- _What the task asks_: Report how many lines contain "this". The answer is a single number.

- _Task data_:
::::::
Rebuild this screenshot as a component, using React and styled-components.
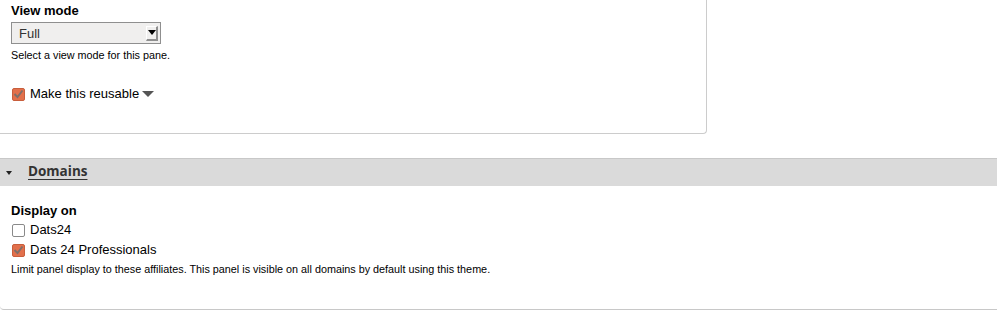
::::::
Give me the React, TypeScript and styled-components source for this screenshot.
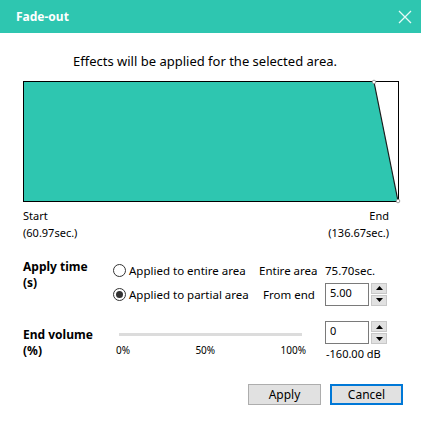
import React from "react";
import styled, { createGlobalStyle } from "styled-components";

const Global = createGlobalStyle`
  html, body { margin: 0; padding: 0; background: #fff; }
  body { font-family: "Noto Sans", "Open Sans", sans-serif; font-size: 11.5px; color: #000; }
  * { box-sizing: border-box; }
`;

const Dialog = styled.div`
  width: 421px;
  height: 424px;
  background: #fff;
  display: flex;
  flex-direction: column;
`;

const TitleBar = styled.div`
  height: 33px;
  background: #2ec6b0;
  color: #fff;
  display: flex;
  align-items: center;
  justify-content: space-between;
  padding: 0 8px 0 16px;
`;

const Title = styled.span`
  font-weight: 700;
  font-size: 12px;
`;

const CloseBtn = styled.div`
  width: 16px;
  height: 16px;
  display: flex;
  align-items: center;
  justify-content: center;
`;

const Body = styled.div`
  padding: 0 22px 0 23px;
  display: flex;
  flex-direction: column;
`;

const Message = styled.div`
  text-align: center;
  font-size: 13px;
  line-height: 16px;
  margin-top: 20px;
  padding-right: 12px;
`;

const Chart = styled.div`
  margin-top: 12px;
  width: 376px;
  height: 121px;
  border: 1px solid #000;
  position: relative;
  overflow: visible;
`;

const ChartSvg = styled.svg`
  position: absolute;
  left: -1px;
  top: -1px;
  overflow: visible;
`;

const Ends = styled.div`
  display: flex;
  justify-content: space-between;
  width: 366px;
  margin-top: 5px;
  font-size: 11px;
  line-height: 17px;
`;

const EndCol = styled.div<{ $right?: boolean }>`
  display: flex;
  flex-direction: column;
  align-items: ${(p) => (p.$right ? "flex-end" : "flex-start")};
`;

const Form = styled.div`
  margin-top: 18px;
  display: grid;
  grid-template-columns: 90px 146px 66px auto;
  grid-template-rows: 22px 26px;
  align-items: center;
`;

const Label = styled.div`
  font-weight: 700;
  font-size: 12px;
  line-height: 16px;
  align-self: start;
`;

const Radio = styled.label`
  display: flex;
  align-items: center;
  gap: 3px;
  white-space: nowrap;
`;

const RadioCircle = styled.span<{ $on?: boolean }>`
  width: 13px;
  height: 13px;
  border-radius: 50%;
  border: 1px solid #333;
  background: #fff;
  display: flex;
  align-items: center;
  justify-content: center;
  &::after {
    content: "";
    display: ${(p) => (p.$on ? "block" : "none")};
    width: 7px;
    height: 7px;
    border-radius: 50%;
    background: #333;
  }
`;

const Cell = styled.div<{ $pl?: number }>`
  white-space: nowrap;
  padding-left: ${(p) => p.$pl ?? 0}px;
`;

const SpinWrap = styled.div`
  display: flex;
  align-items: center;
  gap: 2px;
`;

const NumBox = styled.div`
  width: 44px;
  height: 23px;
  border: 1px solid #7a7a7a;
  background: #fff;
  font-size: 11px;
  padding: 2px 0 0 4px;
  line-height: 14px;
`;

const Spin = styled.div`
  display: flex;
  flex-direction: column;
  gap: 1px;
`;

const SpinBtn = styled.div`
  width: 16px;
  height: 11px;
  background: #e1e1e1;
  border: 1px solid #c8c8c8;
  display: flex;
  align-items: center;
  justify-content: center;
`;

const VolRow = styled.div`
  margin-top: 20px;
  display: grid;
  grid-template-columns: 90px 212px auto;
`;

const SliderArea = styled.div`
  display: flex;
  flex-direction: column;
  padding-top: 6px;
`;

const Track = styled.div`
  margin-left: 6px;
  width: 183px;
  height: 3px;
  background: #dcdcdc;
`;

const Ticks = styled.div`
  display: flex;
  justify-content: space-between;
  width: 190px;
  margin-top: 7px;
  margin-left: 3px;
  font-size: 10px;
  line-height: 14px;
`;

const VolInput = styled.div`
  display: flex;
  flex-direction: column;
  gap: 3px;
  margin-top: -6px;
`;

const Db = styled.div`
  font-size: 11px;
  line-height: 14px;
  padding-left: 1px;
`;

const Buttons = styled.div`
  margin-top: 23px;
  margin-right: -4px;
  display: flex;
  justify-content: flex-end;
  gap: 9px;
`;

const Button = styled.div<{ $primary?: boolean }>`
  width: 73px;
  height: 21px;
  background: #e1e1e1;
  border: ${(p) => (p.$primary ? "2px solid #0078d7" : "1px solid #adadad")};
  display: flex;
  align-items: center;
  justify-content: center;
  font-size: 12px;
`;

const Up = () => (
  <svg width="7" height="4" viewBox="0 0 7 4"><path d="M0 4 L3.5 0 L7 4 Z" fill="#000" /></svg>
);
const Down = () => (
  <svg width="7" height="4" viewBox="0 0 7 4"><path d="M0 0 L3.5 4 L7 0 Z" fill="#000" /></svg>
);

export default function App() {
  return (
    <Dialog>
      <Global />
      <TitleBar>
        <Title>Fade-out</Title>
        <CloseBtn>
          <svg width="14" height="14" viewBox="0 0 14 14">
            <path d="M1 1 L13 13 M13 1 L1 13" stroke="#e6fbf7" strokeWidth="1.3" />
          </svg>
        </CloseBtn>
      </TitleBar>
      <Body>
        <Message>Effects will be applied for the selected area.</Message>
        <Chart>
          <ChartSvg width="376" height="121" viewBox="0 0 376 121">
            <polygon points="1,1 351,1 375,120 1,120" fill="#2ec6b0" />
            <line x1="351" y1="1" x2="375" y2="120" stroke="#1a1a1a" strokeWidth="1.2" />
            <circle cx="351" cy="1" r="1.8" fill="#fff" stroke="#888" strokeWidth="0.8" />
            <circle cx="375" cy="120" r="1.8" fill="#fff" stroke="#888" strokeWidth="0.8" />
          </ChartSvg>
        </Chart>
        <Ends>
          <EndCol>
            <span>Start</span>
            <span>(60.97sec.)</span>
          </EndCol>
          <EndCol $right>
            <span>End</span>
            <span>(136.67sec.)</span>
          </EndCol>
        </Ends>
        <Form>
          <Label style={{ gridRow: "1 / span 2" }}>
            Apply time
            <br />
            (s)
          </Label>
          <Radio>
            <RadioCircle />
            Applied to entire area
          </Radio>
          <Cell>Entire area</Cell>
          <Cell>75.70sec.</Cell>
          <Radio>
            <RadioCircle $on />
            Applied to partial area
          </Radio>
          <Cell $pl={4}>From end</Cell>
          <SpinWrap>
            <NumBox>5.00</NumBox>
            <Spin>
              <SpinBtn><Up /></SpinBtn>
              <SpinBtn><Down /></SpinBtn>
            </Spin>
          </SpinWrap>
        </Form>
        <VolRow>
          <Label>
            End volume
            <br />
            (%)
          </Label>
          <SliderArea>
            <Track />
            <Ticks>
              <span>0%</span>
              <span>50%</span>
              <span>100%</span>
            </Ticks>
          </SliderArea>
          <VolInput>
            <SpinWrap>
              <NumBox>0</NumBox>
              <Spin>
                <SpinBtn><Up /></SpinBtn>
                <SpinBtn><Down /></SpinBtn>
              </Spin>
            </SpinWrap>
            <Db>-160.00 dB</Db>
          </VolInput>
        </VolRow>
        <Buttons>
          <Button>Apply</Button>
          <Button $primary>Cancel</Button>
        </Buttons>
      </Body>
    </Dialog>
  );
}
::::::
- _Final result_: 2